**EXERCISE GOAL**
Produce a word-for-word copy of the listing below without its pictures.

**EXTRACTED ENTRIES**
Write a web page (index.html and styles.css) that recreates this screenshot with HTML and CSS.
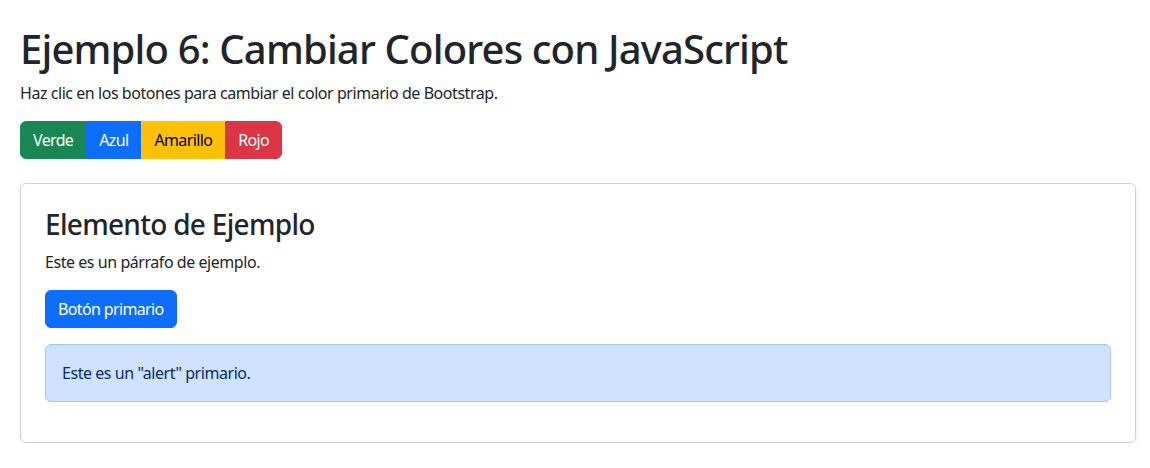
FILE: index.html
```html
<!DOCTYPE html>
<html lang="es">
<head>
<meta charset="utf-8">
<title>Ejemplo 6</title>
<link rel="stylesheet" href="styles.css">
</head>
<body>
<div class="page">
  <h1 class="title">Ejemplo 6: Cambiar Colores con JavaScript</h1>
  <p class="lead-text">Haz clic en los botones para cambiar el color primario de Bootstrap.</p>
  <div class="btn-group">
    <button class="btn btn-success">Verde</button>
    <button class="btn btn-primary">Azul</button>
    <button class="btn btn-warning">Amarillo</button>
    <button class="btn btn-danger">Rojo</button>
  </div>
  <div class="card">
    <div class="card-body">
      <h3 class="card-title">Elemento de Ejemplo</h3>
      <p class="card-text">Este es un párrafo de ejemplo.</p>
      <button class="btn btn-primary btn-solo">Botón primario</button>
      <div class="alert">Este es un "alert" primario.</div>
    </div>
  </div>
</div>
</body>
</html>
```
FILE: styles.css
```css
* { box-sizing: border-box; }
html, body { margin: 0; padding: 0; background: #fff; }
body {
  font-family: "Noto Sans", "Open Sans", sans-serif;
  font-size: 16px;
  line-height: 1.5;
  color: #212529;
  letter-spacing: -0.028em;
}
.page {
  padding: 25px 14px 0 20px;
}
.title {
  font-size: 40px;
  font-weight: 500;
  line-height: 1.2;
  margin: 0 0 8px;
  letter-spacing: -0.021em;
}
.lead-text { margin: 0 0 16px; }
.btn-group { display: inline-flex; }
.btn {
  font-family: inherit;
  font-size: 16px;
  line-height: 24px;
  letter-spacing: -0.04em;
  padding: 6px 12px;
  border: 1px solid transparent;
  border-radius: 0;
  color: #fff;
  cursor: pointer;
}
.btn-group .btn:first-child { border-radius: 6px 0 0 6px; }
.btn-group .btn:last-child { border-radius: 0 6px 6px 0; }
.btn-success { background: #198754; border-color: #198754; }
.btn-primary { background: #0d6efd; border-color: #0d6efd; }
.btn-warning { background: #ffc107; border-color: #ffc107; color: #000; }
.btn-danger { background: #dc3545; border-color: #dc3545; }
.btn-solo { border-radius: 6px; display: block; }
.card {
  margin-top: 24px;
  border: 1px solid rgba(0,0,0,.175);
  border-radius: 6px;
  box-shadow: 0 2px 4px rgba(0,0,0,.075);
}
.card-body { padding: 24px; }
.card-title {
  font-size: 28px;
  font-weight: 500;
  line-height: 1.2;
  margin: 0 0 8px;
  letter-spacing: -0.025em;
}
.card-text { margin: 0 0 16px; }
.alert {
  margin: 16px 0;
  padding: 16px;
  border: 1px solid #9ec5fe;
  border-radius: 6px;
  background: #cfe2ff;
  color: #052c65;
}
```
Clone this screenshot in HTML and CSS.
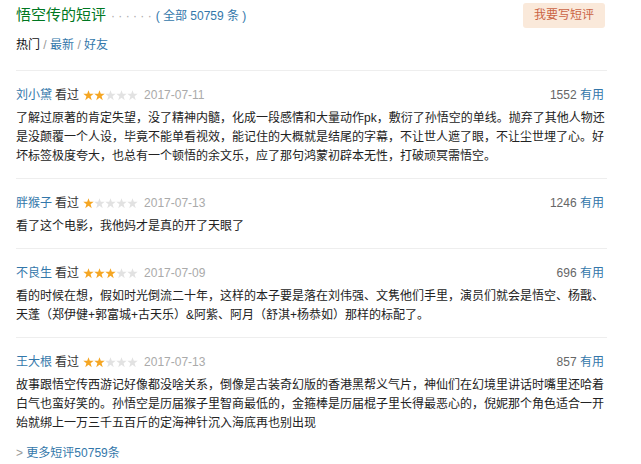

**OUTPUT**
Write a web page (index.html and styles.css) that recreates this screenshot with HTML and CSS.
FILE: index.html
```html
<!DOCTYPE html>
<html lang="es">
<head>
<meta charset="utf-8">
<title>Ejemplo 6</title>
<link rel="stylesheet" href="styles.css">
</head>
<body>
<div class="page">
  <h1 class="title">Ejemplo 6: Cambiar Colores con JavaScript</h1>
  <p class="lead-text">Haz clic en los botones para cambiar el color primario de Bootstrap.</p>
  <div class="btn-group">
    <button class="btn btn-success">Verde</button>
    <button class="btn btn-primary">Azul</button>
    <button class="btn btn-warning">Amarillo</button>
    <button class="btn btn-danger">Rojo</button>
  </div>
  <div class="card">
    <div class="card-body">
      <h3 class="card-title">Elemento de Ejemplo</h3>
      <p class="card-text">Este es un párrafo de ejemplo.</p>
      <button class="btn btn-primary btn-solo">Botón primario</button>
      <div class="alert">Este es un "alert" primario.</div>
    </div>
  </div>
</div>
</body>
</html>
```
FILE: styles.css
```css
* { box-sizing: border-box; }
html, body { margin: 0; padding: 0; background: #fff; }
body {
  font-family: "Noto Sans", "Open Sans", sans-serif;
  font-size: 16px;
  line-height: 1.5;
  color: #212529;
  letter-spacing: -0.028em;
}
.page {
  padding: 25px 14px 0 20px;
}
.title {
  font-size: 40px;
  font-weight: 500;
  line-height: 1.2;
  margin: 0 0 8px;
  letter-spacing: -0.021em;
}
.lead-text { margin: 0 0 16px; }
.btn-group { display: inline-flex; }
.btn {
  font-family: inherit;
  font-size: 16px;
  line-height: 24px;
  letter-spacing: -0.04em;
  padding: 6px 12px;
  border: 1px solid transparent;
  border-radius: 0;
  color: #fff;
  cursor: pointer;
}
.btn-group .btn:first-child { border-radius: 6px 0 0 6px; }
.btn-group .btn:last-child { border-radius: 0 6px 6px 0; }
.btn-success { background: #198754; border-color: #198754; }
.btn-primary { background: #0d6efd; border-color: #0d6efd; }
.btn-warning { background: #ffc107; border-color: #ffc107; color: #000; }
.btn-danger { background: #dc3545; border-color: #dc3545; }
.btn-solo { border-radius: 6px; display: block; }
.card {
  margin-top: 24px;
  border: 1px solid rgba(0,0,0,.175);
  border-radius: 6px;
  box-shadow: 0 2px 4px rgba(0,0,0,.075);
}
.card-body { padding: 24px; }
.card-title {
  font-size: 28px;
  font-weight: 500;
  line-height: 1.2;
  margin: 0 0 8px;
  letter-spacing: -0.025em;
}
.card-text { margin: 0 0 16px; }
.alert {
  margin: 16px 0;
  padding: 16px;
  border: 1px solid #9ec5fe;
  border-radius: 6px;
  background: #cfe2ff;
  color: #052c65;
}
```
Clone this screenshot in HTML and CSS.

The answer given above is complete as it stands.